/multithreaded_tcp_server

A multithreaded C++ server I did for a job interview

Primary LanguageC++MIT LicenseMIT

Multithreaded TCP server

This is a multithreaded C++ server I did for a job interview.

Assignment

Write a server in C or C++ language serving arbitrary number of TCP clients.

  • For every TCP client connected a new thread in the server will be spawned. The thread will send a server-wide unique binary 32 bit ID number every second. The ID will be ASCII coded before sending to client and terminated by a new line character. The mechanism for finding unique IDs is performance sensitive and cannot be pre-computed.

  • The server also responds new line character received from the client with number of clients connected. Other characters received are ignored.

  • Do use only basic system libraries (no zmq, boost); STL is allowed.

  • Ctrl-C will send "Bye\n" to all the connected clients and immediately terminate the server cleanly.

  • Limit the usage of global variables.

Notes

General

The project has been written in C++11 language using the GNU autotools build system. To respect the assignment, no major feature from C++11 has been used (i.e. things coming from the boost library like threading, networking and such).

Policy-based class design for the Server and Worker classes have been used to maximise performances while keeping the flexibility over the unique ID computation and ASCII encoding.

std::atomic has been used in this code. It's a C++11 feature but it can be easily replaced either by a non-portable solution like GCC's __sync_add_and_fetch or by protecting the code with mutexes.

No mutexes have been used except in uid_generator_policy_random to lock a set.

Main Thread

The main thread is using a blocking socket to accept connections. It uses a thread counter that can indicate the number of connected clients. This counter is also used when the server receives a SIGINT: we have an infinite loop waiting for the counter to reach 0.

Client Threads

I call here a tick the time we need to send the unique ID to the client (every seconds since client's connection).

The client thread is using a non-blocking socket trying to read every 100ms if a '\n' has been received.
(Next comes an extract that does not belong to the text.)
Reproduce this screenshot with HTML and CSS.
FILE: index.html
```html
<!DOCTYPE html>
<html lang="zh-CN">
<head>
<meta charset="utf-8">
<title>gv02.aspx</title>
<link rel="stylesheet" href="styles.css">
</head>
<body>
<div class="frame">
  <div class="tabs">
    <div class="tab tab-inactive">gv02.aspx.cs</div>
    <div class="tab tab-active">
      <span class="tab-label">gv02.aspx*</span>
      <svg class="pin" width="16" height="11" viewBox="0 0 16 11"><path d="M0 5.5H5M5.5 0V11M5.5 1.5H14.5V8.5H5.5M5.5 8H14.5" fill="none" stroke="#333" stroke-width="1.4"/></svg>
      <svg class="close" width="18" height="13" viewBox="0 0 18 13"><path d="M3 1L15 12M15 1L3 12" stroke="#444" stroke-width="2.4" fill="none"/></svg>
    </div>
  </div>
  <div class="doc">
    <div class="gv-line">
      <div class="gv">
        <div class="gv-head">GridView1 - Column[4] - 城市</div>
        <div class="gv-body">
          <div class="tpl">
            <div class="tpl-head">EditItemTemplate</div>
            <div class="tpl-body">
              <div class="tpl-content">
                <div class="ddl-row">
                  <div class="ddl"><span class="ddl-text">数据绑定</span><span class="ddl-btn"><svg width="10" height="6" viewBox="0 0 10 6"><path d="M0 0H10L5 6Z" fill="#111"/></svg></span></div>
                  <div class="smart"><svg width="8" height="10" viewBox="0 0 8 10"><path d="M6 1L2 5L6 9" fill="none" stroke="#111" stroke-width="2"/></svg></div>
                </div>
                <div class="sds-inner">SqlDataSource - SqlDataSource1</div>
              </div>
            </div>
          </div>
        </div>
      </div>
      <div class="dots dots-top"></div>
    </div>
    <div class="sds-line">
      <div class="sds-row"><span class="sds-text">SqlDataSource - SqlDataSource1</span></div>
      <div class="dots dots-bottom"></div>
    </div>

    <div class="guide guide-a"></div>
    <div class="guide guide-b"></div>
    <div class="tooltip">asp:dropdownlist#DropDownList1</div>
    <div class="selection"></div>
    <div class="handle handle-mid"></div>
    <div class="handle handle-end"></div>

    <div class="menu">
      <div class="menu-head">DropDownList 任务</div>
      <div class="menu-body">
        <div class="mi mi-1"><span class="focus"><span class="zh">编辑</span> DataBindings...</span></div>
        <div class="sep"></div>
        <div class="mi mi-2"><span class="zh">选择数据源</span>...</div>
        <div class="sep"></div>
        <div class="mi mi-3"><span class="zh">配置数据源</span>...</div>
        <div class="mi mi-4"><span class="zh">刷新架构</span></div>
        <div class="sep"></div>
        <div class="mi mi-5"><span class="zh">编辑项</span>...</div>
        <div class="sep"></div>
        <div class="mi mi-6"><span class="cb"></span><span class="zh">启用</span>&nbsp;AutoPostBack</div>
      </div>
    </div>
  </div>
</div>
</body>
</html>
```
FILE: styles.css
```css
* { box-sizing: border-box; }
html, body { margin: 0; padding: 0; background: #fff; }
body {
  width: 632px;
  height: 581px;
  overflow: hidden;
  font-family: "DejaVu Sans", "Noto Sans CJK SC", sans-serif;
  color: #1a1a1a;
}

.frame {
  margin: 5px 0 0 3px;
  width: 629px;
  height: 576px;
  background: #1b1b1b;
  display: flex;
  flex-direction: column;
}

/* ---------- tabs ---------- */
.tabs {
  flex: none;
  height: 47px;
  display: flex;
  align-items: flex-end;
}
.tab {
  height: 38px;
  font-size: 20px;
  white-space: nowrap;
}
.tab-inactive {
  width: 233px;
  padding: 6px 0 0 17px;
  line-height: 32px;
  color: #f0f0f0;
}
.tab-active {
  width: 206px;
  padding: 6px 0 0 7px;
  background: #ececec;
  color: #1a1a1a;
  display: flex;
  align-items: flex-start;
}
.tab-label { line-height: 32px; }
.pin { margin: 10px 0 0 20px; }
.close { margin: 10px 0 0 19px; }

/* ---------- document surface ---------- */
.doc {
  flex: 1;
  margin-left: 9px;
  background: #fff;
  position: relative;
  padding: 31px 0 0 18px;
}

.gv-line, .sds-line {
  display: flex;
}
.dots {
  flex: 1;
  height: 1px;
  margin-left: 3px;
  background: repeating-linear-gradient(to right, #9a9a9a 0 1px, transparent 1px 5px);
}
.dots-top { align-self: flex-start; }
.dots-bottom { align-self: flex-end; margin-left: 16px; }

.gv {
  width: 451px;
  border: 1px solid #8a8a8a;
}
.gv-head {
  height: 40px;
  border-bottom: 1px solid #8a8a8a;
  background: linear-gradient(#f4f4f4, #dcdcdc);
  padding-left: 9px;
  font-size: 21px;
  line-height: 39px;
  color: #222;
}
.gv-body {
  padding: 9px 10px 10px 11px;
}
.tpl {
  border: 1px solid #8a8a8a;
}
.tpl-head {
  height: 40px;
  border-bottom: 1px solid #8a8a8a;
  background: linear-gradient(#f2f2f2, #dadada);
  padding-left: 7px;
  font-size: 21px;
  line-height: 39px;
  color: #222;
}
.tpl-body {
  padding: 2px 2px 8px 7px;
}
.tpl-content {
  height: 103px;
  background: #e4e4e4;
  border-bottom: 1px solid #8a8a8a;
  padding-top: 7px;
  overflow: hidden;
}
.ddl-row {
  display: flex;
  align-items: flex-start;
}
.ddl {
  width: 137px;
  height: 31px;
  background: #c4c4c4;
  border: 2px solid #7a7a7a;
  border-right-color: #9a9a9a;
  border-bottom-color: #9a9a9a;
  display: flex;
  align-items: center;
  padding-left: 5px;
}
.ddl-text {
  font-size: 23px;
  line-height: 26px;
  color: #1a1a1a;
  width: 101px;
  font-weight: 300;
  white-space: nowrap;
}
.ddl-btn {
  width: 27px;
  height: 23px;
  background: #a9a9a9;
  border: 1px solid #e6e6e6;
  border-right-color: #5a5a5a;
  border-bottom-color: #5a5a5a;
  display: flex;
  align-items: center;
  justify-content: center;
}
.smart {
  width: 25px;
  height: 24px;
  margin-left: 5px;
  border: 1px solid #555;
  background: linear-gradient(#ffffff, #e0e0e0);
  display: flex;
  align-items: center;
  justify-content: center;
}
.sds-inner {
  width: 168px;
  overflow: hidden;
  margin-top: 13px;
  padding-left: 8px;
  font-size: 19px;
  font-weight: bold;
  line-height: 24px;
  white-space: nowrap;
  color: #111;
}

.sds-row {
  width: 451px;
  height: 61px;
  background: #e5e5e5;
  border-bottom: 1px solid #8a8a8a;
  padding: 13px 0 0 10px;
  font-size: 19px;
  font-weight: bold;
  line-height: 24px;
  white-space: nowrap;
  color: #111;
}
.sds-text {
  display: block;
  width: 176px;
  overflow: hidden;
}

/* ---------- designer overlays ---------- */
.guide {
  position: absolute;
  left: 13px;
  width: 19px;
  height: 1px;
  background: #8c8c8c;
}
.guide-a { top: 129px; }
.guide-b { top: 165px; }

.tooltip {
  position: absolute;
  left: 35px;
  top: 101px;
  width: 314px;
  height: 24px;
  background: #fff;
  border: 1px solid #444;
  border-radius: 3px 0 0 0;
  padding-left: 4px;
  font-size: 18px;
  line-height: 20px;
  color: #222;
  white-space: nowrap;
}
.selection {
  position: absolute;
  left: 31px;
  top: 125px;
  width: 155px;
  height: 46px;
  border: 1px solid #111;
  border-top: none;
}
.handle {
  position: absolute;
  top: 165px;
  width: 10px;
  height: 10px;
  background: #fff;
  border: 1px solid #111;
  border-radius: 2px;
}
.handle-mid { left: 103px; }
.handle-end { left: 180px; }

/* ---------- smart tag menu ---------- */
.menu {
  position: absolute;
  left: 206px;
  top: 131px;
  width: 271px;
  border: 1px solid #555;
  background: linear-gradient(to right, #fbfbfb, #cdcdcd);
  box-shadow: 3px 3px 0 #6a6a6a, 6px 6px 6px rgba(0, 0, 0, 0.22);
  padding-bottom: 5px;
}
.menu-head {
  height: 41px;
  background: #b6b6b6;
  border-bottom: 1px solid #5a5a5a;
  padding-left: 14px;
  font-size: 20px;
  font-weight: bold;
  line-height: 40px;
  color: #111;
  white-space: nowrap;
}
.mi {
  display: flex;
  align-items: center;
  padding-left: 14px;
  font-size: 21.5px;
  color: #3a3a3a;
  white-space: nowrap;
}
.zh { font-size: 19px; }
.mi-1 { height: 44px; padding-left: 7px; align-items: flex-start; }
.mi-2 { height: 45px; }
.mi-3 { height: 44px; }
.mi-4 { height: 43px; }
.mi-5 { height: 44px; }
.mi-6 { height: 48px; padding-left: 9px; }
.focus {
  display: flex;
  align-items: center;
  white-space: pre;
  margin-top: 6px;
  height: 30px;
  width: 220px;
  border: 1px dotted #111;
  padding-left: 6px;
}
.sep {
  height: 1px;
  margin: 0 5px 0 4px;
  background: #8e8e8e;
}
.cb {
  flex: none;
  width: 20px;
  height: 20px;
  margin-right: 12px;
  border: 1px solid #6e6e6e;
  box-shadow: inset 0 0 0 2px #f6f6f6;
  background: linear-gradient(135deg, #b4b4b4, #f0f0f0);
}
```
When it comes around 150ms to the next tick, it will sleep for the necessary time (between 50ms and 150ms) in order to send the next ID right on time.

Note that the sending of the ID can be delayed if the client sends a lot of data for some reason since I used a "while read" loop to read incoming data. This is easily fixable.

For time management clock_gettime has been used with the CLOCK_MONOTONIC_RAW parameter as well as the nanosleep function. Since an actual vanilla Linux kernel has a jiffy around 1ms I decided to implement busy waiting for the last 3ms.

This way I managed to achieve a precision around the microsecond on a vanilla Linux 3.14 kernel by running the process with high priority.

To avoid busy-sleep with many system calls, busy CPU and improved accuracy it will be necessary to use and tweak the kernel's scheduler, or even better: use a real-time Linux kernel.

ID Generation

The default ID generator is just a counter starting from 0. I wasn't really sure if that was what was expected so I made another based on random numbers (but it ended up pretty dumb).

You can switch from one to another using the -i parameter, the allowed values are "sequential" (default) and "random".

ASCII encoding

Here again I wasn't really sure of what was expected so I made two different encoders that can be swiched using the -e argument. The allowed values are "decimal" (default) and "base64".

Files

In ./src:

  • main.cc: the entry point with arguments parsing
  • server.*: the server class (i.e. the main thread)
  • worker.*: the worker class (i.e. the client threads)
  • signal.*: SIGINT handling and the stop_requested global variable
  • ui_generator_*: the UID generators
  • encoding_*: the ASCII encoders

Building and running the server

Nothing fancy here, typical GNU build sytem:

$ autoreconf --install
$ mkdir build
$ cd build
$ ../configure
$ make

The program will be created in the build/src directory.

There are four different combination for the actual output to clients:

$ ./server -e decimal -i sequential : sending incremental numbers in decimal
$ ./server -e base64 -i sequential  : sending incremental numbers in base64
$ ./server -e decimal -i random     : sending random numbers in decimal
$ ./server -e base64 -i random      : sending random numbers in base64

Dependencies

The project has been tested using :

  • gcc 4.9.0
  • automake 1.14.1
  • autoconf 2.69
  • make 4.0